Koepp’s decision and the talents of the filmmakers involved resulted in a scene that was worth the 35-year wait. While this Rex is lacking any feathers and remains as it was in the original movie, digital effects have reached a point that gave fans the best T-Rex scene since the original films.
Crichton’s Book

Funny enough, the T-Rex attack on the raft from the novel is one of the few to reach the script intact as it was written. Not much else from the novels overlapped with the film that way, making it something special, and easily the biggest scene that was planned for the first movie. It reached the stage of storyboarding and even some early photography, but had to be scuttled.
In the book, Alan Grant and John Hammond’s grandkids, Tim and Lex, find an inflatable raft and use it to travel down the waterways and reach the control center of the park.
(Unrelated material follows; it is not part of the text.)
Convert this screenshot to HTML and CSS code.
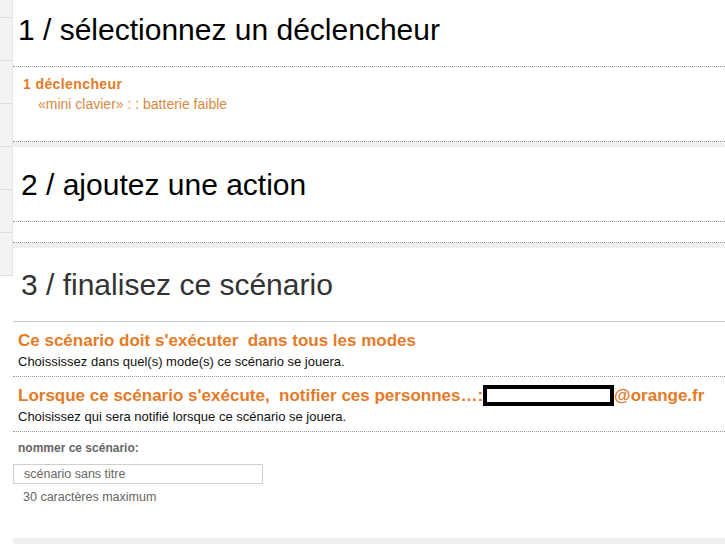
FILE: index.html
```html
<!DOCTYPE html>
<html>

<head>
    <link rel="stylesheet" href="styles.css">
</head>

<body>

    <div class="page">
        <ul class="side">
            <li class="first"></li>
            <li></li>
            <li></li>
            <li></li>
            <li></li>
            <li></li>
            <li></li>
        </ul>

        <div class="main">
            <div class="panel p1">
                <h2 class="step">1 / sélectionnez un déclencheur</h2>
                <div class="triggers">
                    <div class="trig-count">1 déclencheur</div>
                    <div class="trig-item">«mini clavier» : : batterie faible</div>
                </div>
            </div>

            <div class="panel p2">
                <h2 class="step">2 / ajoutez une action</h2>
                <div class="actions"></div>
            </div>

            <div class="panel p3">
                <h2 class="step">3 / finalisez ce scénario</h2>
                <div class="option">
                    <div class="opt-title">Ce scénario doit s'exécuter &nbsp;dans tous les modes</div>
                    <div class="opt-sub">Choississez dans quel(s) mode(s) ce scénario se jouera.</div>
                </div>
                <div class="option">
                    <div class="opt-title">Lorsque ce scénario s'exécute, &nbsp;notifier ces personnes…:<span class="masked"></span>@orange.fr</div>
                    <div class="opt-sub">Choisissez qui sera notifié lorsque ce scénario se jouera.</div>
                </div>
                <div class="naming">
                    <label for="scn-name">nommer ce scénario:</label>
                    <input type="text" id="scn-name" placeholder="scénario sans titre">
                    <div class="hint">30 caractères maximum</div>
                </div>
            </div>
        </div>
    </div>

</body>

</html>
```

FILE: styles.css
```css
body {
    margin: 0;
    font-family: "Liberation Sans", Arial, sans-serif;
    background-color: #fff;
}

.page {
    display: flex;
    height: 544px;
    overflow: hidden;
}

.side {
    list-style-type: none;
    margin: 0;
    padding: 0;
    width: 12px;
    border-right: 1px solid #e4e4e4;
    align-self: flex-start;
}

.side li {
    height: 42px;
    background-color: #f3f3f3;
    border-bottom: 1px solid #dcdcdc;
}

.side li.first {
    height: 17px;
}

.main {
    flex: 1;
    background-color: #efefef;
}

.panel {
    background-color: #fff;
    margin-bottom: 5px;
    border-bottom: 1px dotted #999;
}

.step {
    margin: 0;
    font-size: 30px;
    font-weight: normal;
    line-height: 32px;
    color: #000;
    padding: 22px 0 20px 8px;
    border-bottom: 1px dotted #999;
}

.p1 .step {
    padding: 14px 0 20px 5px;
}

.p3 {
    border-bottom: none;
    height: 290px;
}

.p3 .step {
    color: #333;
    padding: 21px 0 20px 8px;
    border-bottom: 1px solid #ccc;
}

.triggers {
    height: 67px;
    padding: 7px 0 0 10px;
}

.trig-count {
    font-size: 14px;
    font-weight: bold;
    letter-spacing: 0.4px;
    line-height: 20px;
    color: #e57a27;
}

.trig-item {
    font-size: 14px;
    line-height: 20px;
    color: #d9883f;
    padding-left: 15px;
}

.actions {
    height: 20px;
}

.option {
    padding: 9px 0 6px 5px;
    border-bottom: 1px dotted #999;
}

.opt-title {
    font-size: 17px;
    font-weight: bold;
    line-height: 20px;
    color: #e57a27;
}

.masked {
    display: inline-block;
    box-sizing: border-box;
    width: 131px;
    height: 21px;
    border: 4px solid #000;
    background-color: #fff;
    vertical-align: middle;
    margin-top: -3px;
}

.opt-sub {
    font-size: 13px;
    line-height: 16px;
    margin-top: 3px;
    color: #111;
}

.naming label {
    display: block;
    font-size: 12px;
    font-weight: bold;
    line-height: 16px;
    color: #666;
    margin: 8px 0 8px 5px;
}

.naming input[type=text] {
    display: block;
    box-sizing: border-box;
    width: 250px;
    height: 20px;
    margin: 0;
    padding: 0 10px;
    border: 1px solid #d0d0d0;
    font-family: inherit;
    font-size: 12.5px;
}

.naming input::placeholder {
    color: #666;
}

.hint {
    font-size: 12.5px;
    line-height: 16px;
    color: #666;
    margin-top: 5px;
    padding-left: 10px;
}
```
While successful, the group is attacked by several dinosaurs, including the swimming T-Rex, resulting in one of the more tense scenes in the original novel.
Original Plans

When Steven Spielberg took on Jurassic Park in 1992, two years after the novel’s release, the raft scene was in the script. According to an interview with Entertainment Weekly, Koepp expanded on the scene and why the original film had to drop it from the production.
“It was 1992 and nobody knew if the CGI was going to work, much less be able to make a dinosaur swim,” Koepp told the outlet. “It was already expensive enough and with unproven technology, so it didn’t work. Water was still, in ’92, a big challenge. As you can see, it’s not anymore.”